I do some work for a not-for-profit gallery who have a self-serve kiosk that interactively displays images.
This system was not put together by me and is not the way I would have approached this installation. The NFP is like all NFP's and not rolling in cash.
The hardware is comprised of a couple of touchscreens with Intel compute sticks connected to the HDMI ports which run Windows 10. The compute sticks boot up and load Google Chrome in kiosk mode; they are pointed to an Intel NUC which serves as the web server.
The Intel NUC also runs windows 10 with the web server runs a Wordpress Site using an AMPPS Stack.
This kiosk is not stable and crashes frequently; so my plan is to replace the NUC with a Linux box running a LAMP stack which should improve the server performance but I would like some input on the clients for the Compute Sticks which are the most unreliable part of the system.
My plan for the Compute sticks is to replace Windows 10 with copies Porteus Kiosk; I've had a brief play with it, and it seems quite stable but I would like to ask if anyone has had any experience with Porteus on Compute Sticks or knows of a better product?
If anyone can think of a better solution I would be happy to hear it too.
 
Can't answer the Porteus thing but I've worked with many Kiosk type systems. For touch screen they have always been one cpu per screen.

Whats the content streaming? Any RSS feed type stuff like weather and news? Raspberry Pi's are very popular for low cost installations. What's the current physical setup?
 
The hardware setup is 2 Intel Compute Sticks as the web clients, both with touchscreens.

The web server is currently the Intel NUC.

everything connects via WiFi

The content is primarily images of cartoons and caricatures stored as files and indexed by a MySQL database. All the content is hosted on the web server so doesn't require access to the internet.

I would prefer to keep all the hardware with the exception of the server which I will donate as I don't believe the NUC has enough grunt.

Porteus Kiosk info can be found here http://porteus-kiosk.org/
 
Actually I'd think that the compute sticks might be a big part of the problem. I've worked with them on a handful of occasions. A jewelry store chain that used them attached to a digital camera on a gem microscopes to transmit pictures from the scope. They were incredibly slow, frequent freezes.

What does event viewer show on the sticks and NUC?

If feasible I'd try swapping out one stick with a conventional CPU to see what happens. I've got plenty of companies I work with using NUC for media players and, while they drive one screen, can stream dynamic content without a problem.

What model screens?
 
Thanks for the info on the Compute Sticks, I have tested the load times on other Windows 10 machines and there is a notable difference in speed.
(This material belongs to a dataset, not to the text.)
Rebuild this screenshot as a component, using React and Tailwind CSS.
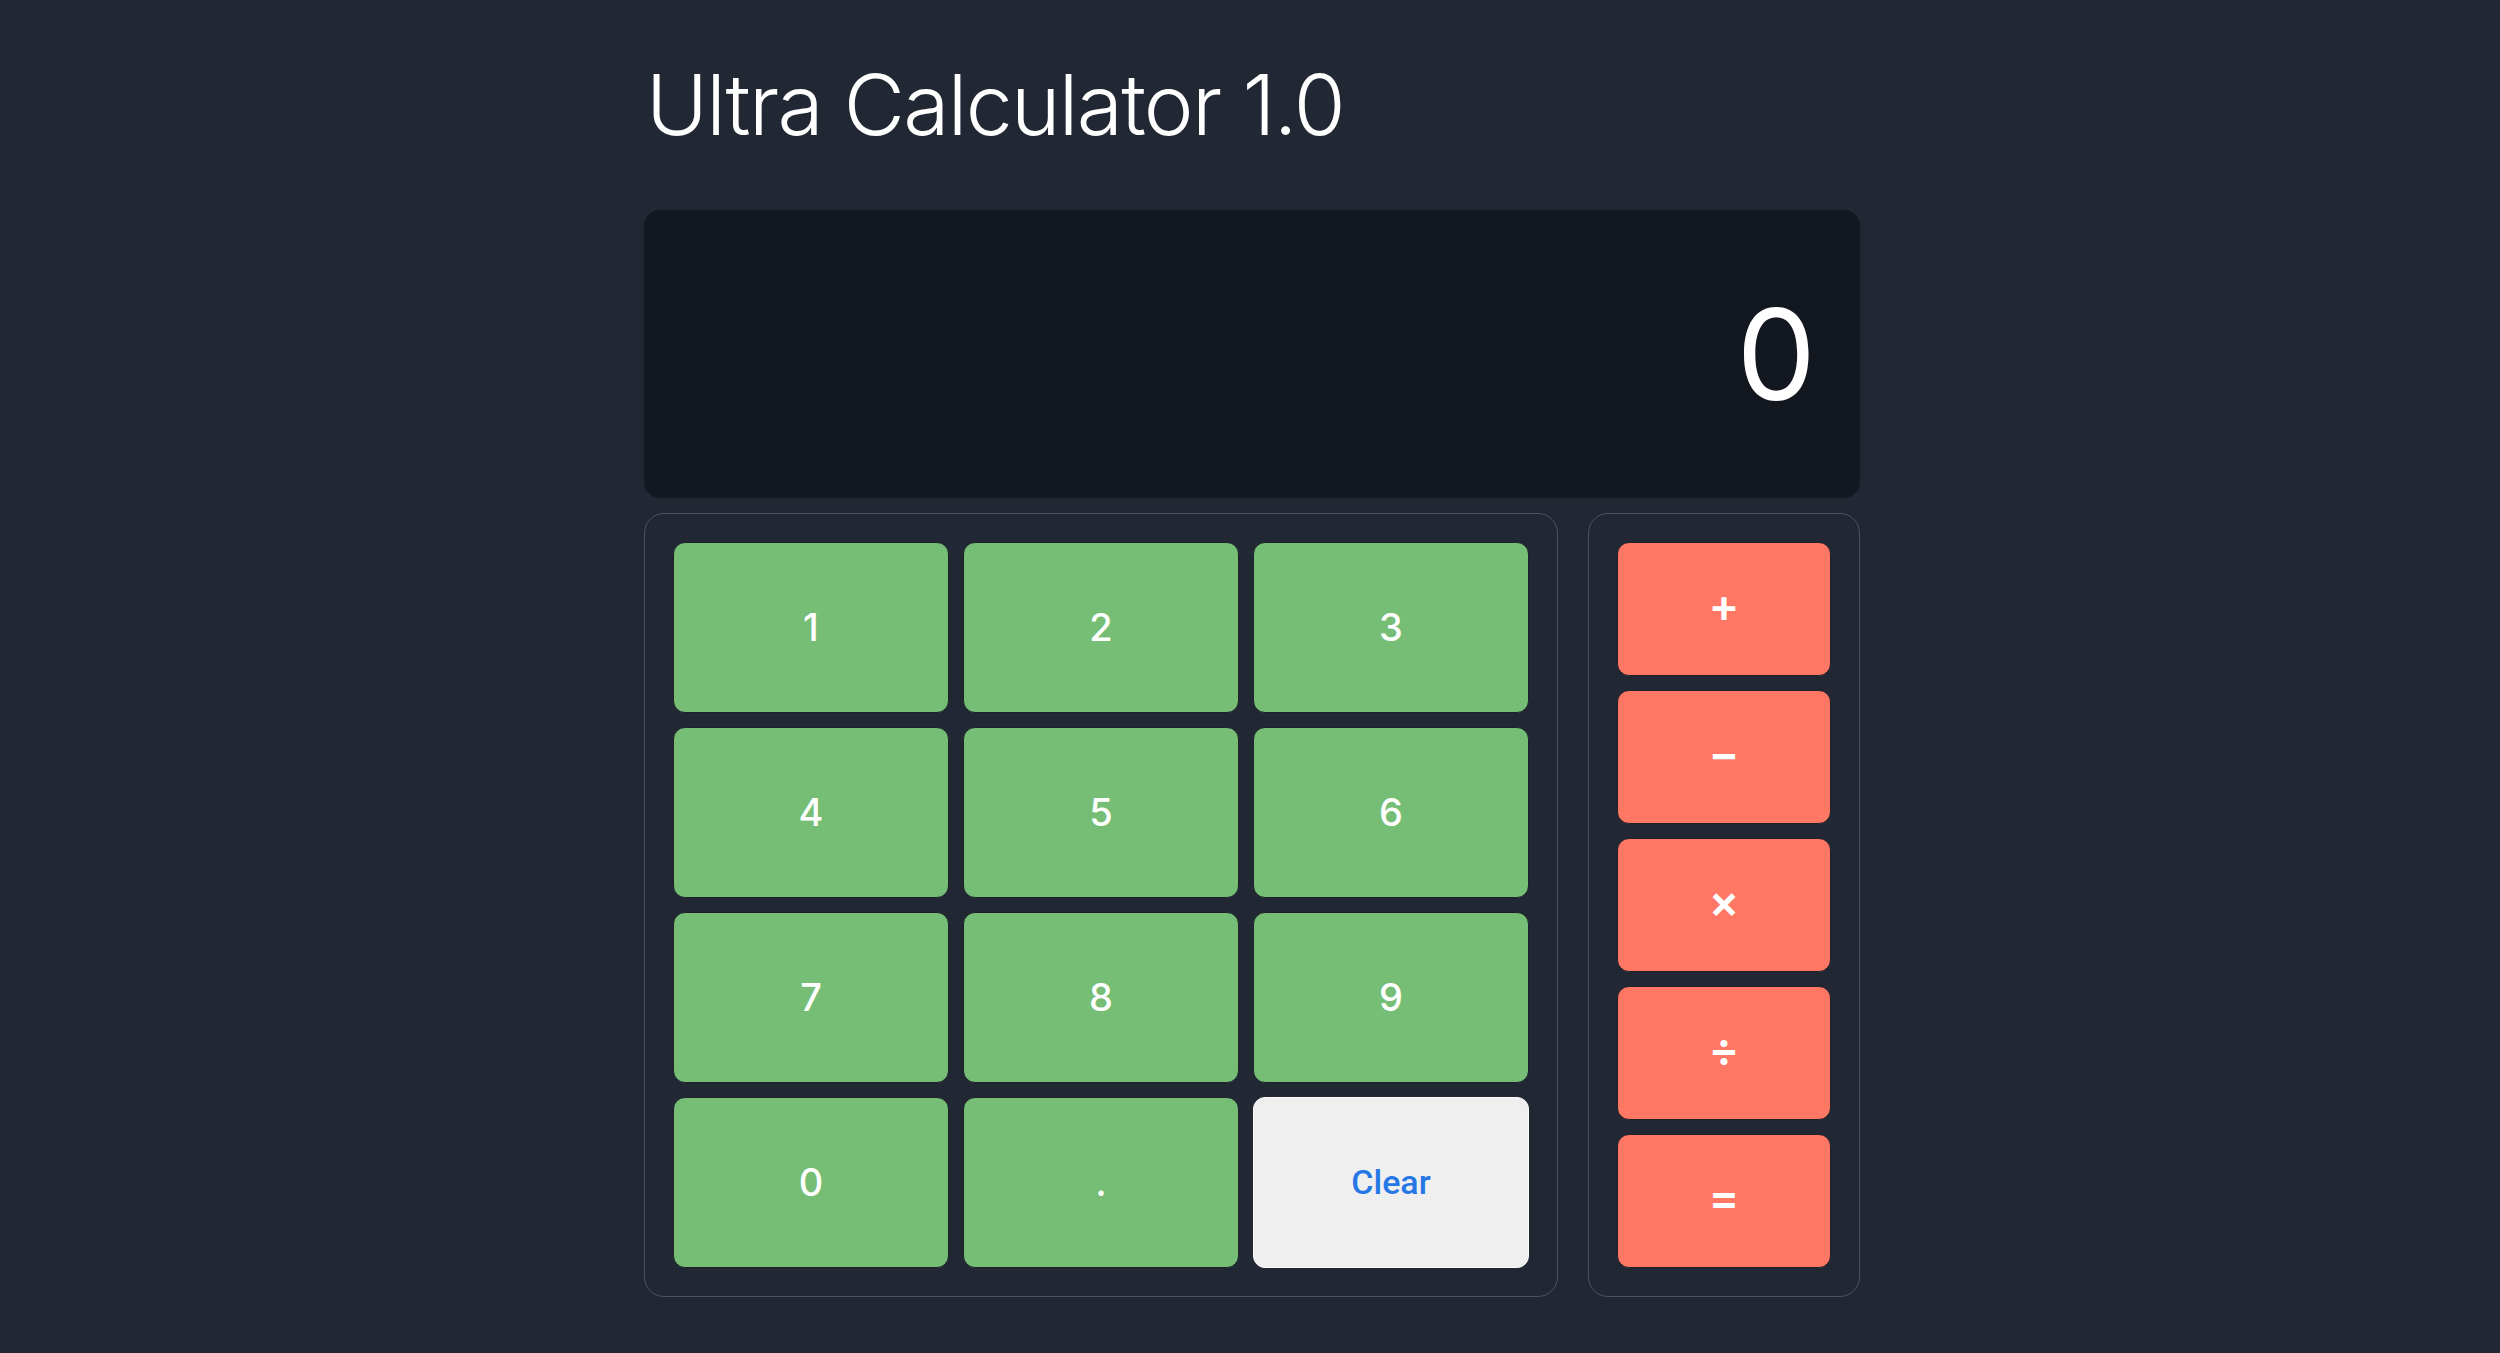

I haven't loaded Porteus on a stick natively yet so might try that on 1 of them as it is a lot more lightweight than Windows 10.

I haven't looked at the events yet.

The NUC has about 22,000 images on it and running Windows 10 and an AMPSS stack seems to me to be more of a development environment rather and production.

The screens are two Acer T272HUL, they seem to be the best part of the system.